I will drive legally in whichever lane provides the greatest opportunity to prove my do-gooding worth to all those big nasty people who used to steal my lunch money. This means I may use the right lane in an 80km/h zone, eg Hindmarsh drive between Woden and Fyshwick. Doing so, I am only inconsiderate to law breakers. I have no dilemma.

Fixed.

Canberroid 10:31 pm
03 Jul 14
#27

bigred said :

VYBerlinaV8_is_back said :

Grimm said :

It’s also incredibly inconsiderate. Doing things just because you can often makes you a fair kn&b.

+1. Stick in the left lane unless you’re turning right or overtaking. A little bit of consideration makes things so much easier for everyone.

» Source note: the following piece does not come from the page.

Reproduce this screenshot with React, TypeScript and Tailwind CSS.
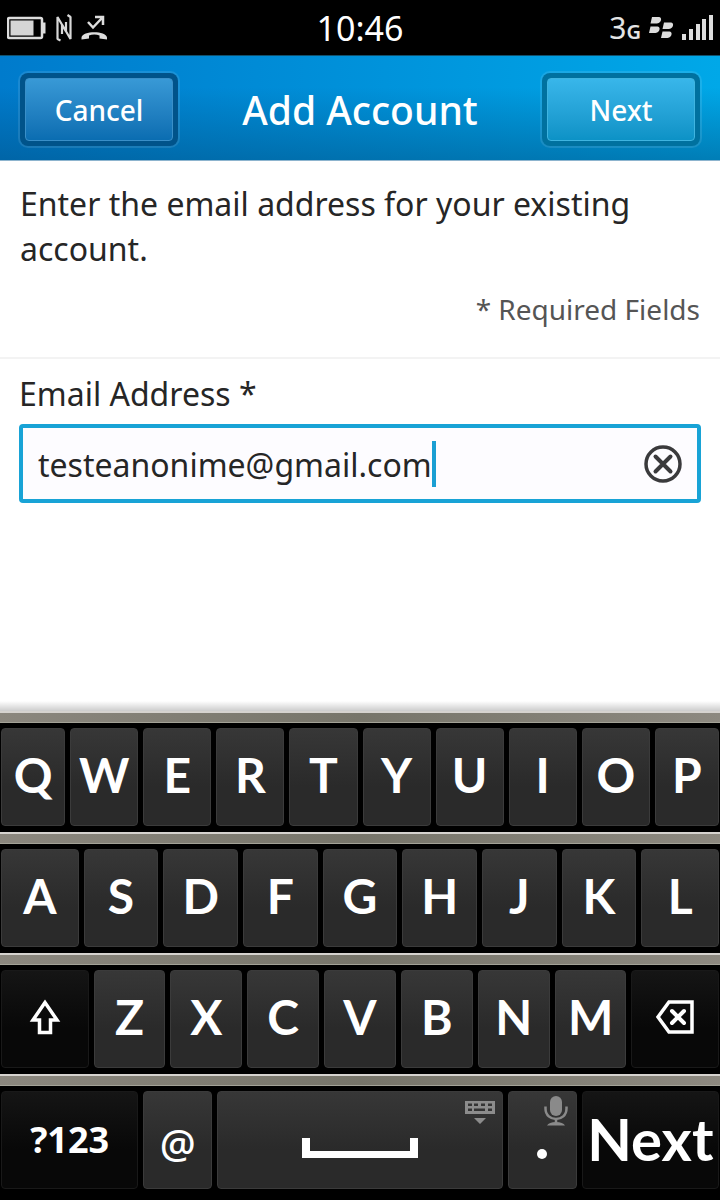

I will drive legally in whichever lane provides the smoothest trip. This means I may use the right lane in an 80km/h zone, eg Hindmarsh drive between Woden and Fyshwick. Doing so, I am only inconsiderate to law breakers. I have no dilemma.

And I bet you take five seconds to notice that the lights turned green and then accelerate painfully slowly in the right hand lane so that a bunch of cars behind you get stuck at the lights, and you probably don’t even notice. You’re probably also one of those drivers that slow down to 40km/hr on Northbourne through Civic and unnecessarily waste more peoples’ time with traffic lights which are timed for 60km/hr, and again don’t even notice.

VYBerlinaV8_is_back 9:13 am
04 Jul 14
#28

bigred said :

VYBerlinaV8_is_back said :

Grimm said :

It’s also incredibly inconsiderate. Doing things just because you can often makes you a fair kn&b.

+1. Stick in the left lane unless you’re turning right or overtaking. A little bit of consideration makes things so much easier for everyone.

I will drive legally in whichever lane provides the smoothest trip. This means I may use the right lane in an 80km/h zone, eg Hindmarsh drive between Woden and Fyshwick. Doing so, I am only inconsiderate to law breakers. I have no dilemma.

In other words, driving is all about you, and you couldn’t give a stuff about anyone else on the road.

Yep, I think that pretty much fits the definition on ‘inconsiderate’.